23. We have carefully considered the submissions of the respective parties and do not find any reason to disagree with the view taken by the Division Bench of the High Court, in dismissing the Letters Patent Appeal. Having regard to the opinion given by the Government Solicitor, the finding arrived at by the High Court regarding the implied consent of the State Government does not require any interference.

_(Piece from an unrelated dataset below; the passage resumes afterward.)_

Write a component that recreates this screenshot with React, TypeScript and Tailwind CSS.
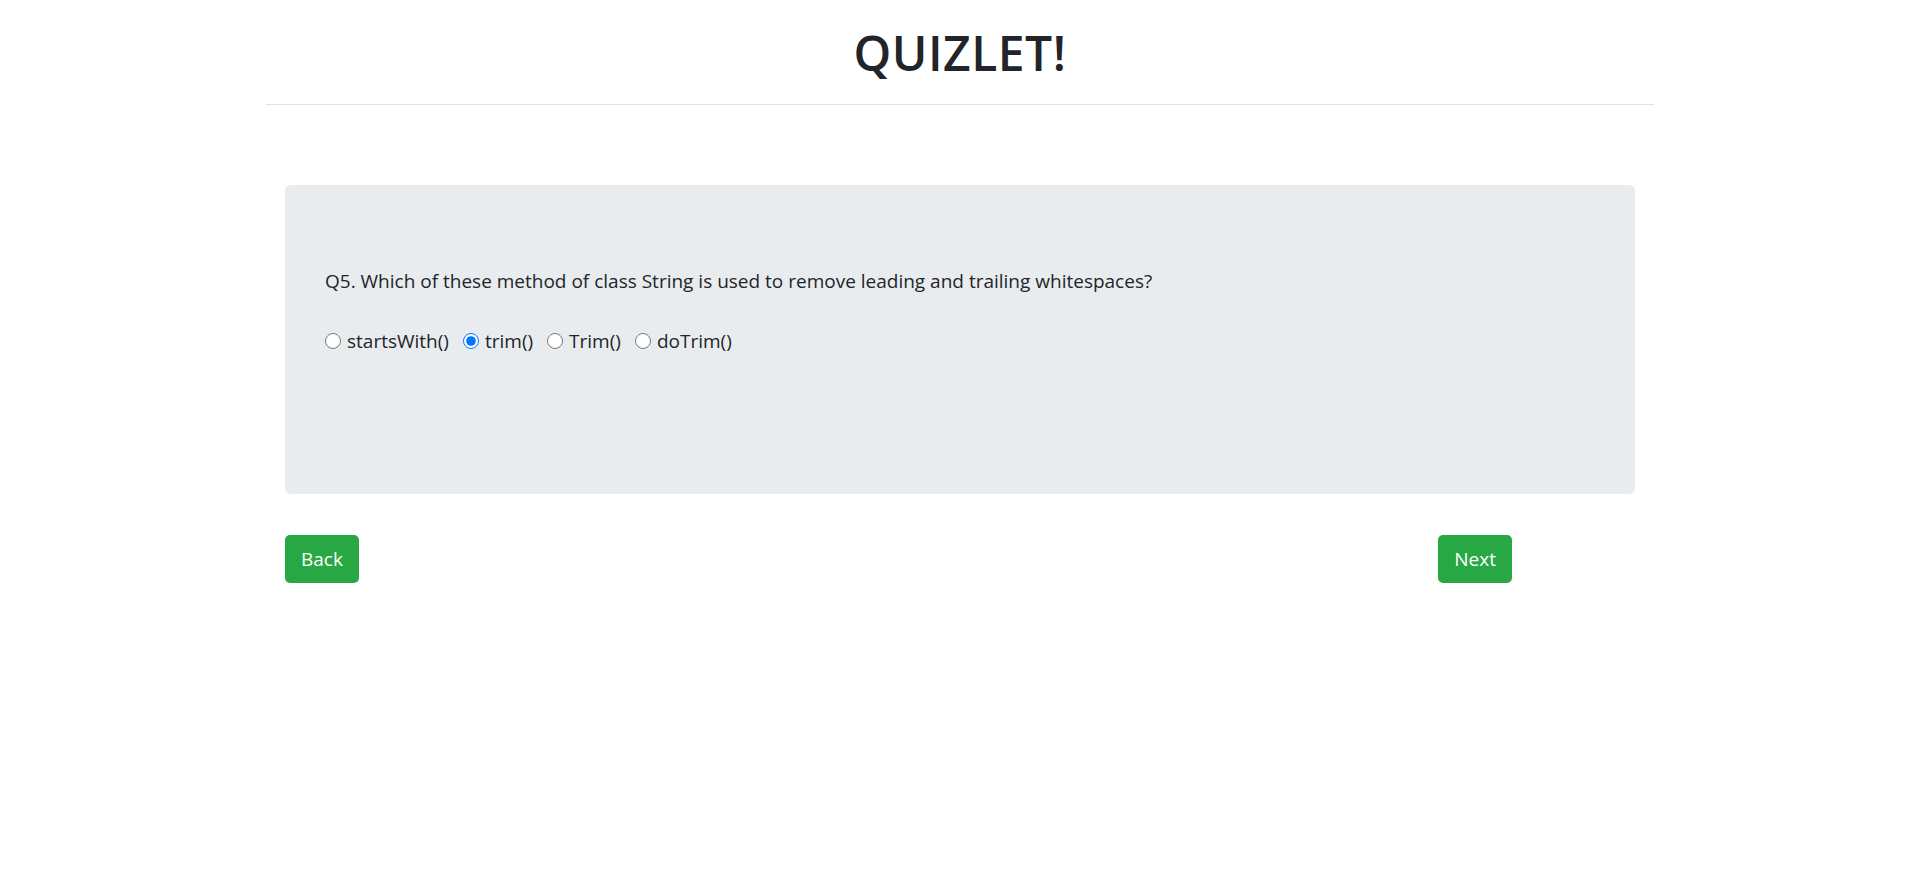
import { useState } from "react";

const options = ["startsWith()", "trim()", "Trim()", "doTrim()"];

export default function App() {
    const [answer, setAnswer] = useState("trim()");

    return (
        <div className="min-h-[896px] bg-white text-[#212529] font-['Open_Sans',sans-serif]">
            <div className="w-[1388px] mx-auto">
                <h1 className="text-center text-[48px] font-semibold leading-[60px] pt-[23px] pb-[21px] tracking-[0.5px]">
                    QUIZLET!
                </h1>
                <hr className="border-0 border-t border-[#e2e2e2]" />

                <div className="mx-[19px] mt-[80px] bg-[#e9ecef] rounded-[6px] h-[309px] px-[40px] pt-[81px]">
                    <p className="text-[19px] leading-[30px]">
                        Q5. Which of these method of class String is used to remove leading and trailing whitespaces?
                    </p>
                    <div className="flex items-center mt-[30px] text-[19px] leading-[30px]">
                        {options.map(opt => (
                            <label key={opt} className="flex items-center mr-[14px] cursor-pointer">
                                <input
                                    type="radio"
                                    name="q5"
                                    checked={answer === opt}
                                    onChange={() => setAnswer(opt)}
                                    className="w-4 h-4 m-0 mr-[6px] accent-[#0075ff]"
                                />
                                <span>{opt}</span>
                            </label>
                        ))}
                    </div>
                </div>

                <div className="flex justify-between mx-[19px] mt-[41px] pr-[123px]">
                    <button className="h-[48px] px-[16px] bg-[#28a745] text-white text-[19px] rounded-[5px]">
                        Back
                    </button>
                    <button className="h-[48px] px-[16px] bg-[#28a745] text-white text-[19px] rounded-[5px]">
                        Next
                    </button>
                </div>
            </div>
        </div>
    );
}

24. The other submission made on behalf of the appellant that, since the State Government had stepped into the shoes of the lessor, it was bound by the terms of the lease agreement and in particular clause 6 thereof, cannot also be accepted in view of the provisions of Sections 4 and 6 of the A.P. Electricity Supply Undertakings (Acquisition) Act, 1954. The defence taken on behalf of the appellant/lessee that, since the demised lands were no longer required by GPL, they ceased to be part of the Electricity Undertaking, has been rightly rejected by the High Court. The High Court has considered the matter in some detail and various decisions of this Court and other High Courts have been considered by it in ultimately coming to the conclusion that in view of Sections 4 and 6 of the 1954 Act read with the provisions of the Indian Electricity Act, 1910, all the properties of the Undertaking for which licence was granted for generation of electricity, remained a part of the Undertaking unless the licence had been modified. As has been noted by the High Court, the properties involved were mentioned and included in the licence granted to GPL and the said licence remained unchanged when on the basis of the order passed by the Government under Section 3 of the 1954 Act, all the properties of the Electricity Undertaking came to be vested in the State. Moreover, once the lease came to an end, the State Government was no longer under any obligation to act in accordance with the option given to the lessee to purchase the property.
25. In view of the above, we find no merit in the appeal and the same is accordingly dismissed, but without any order as to costs.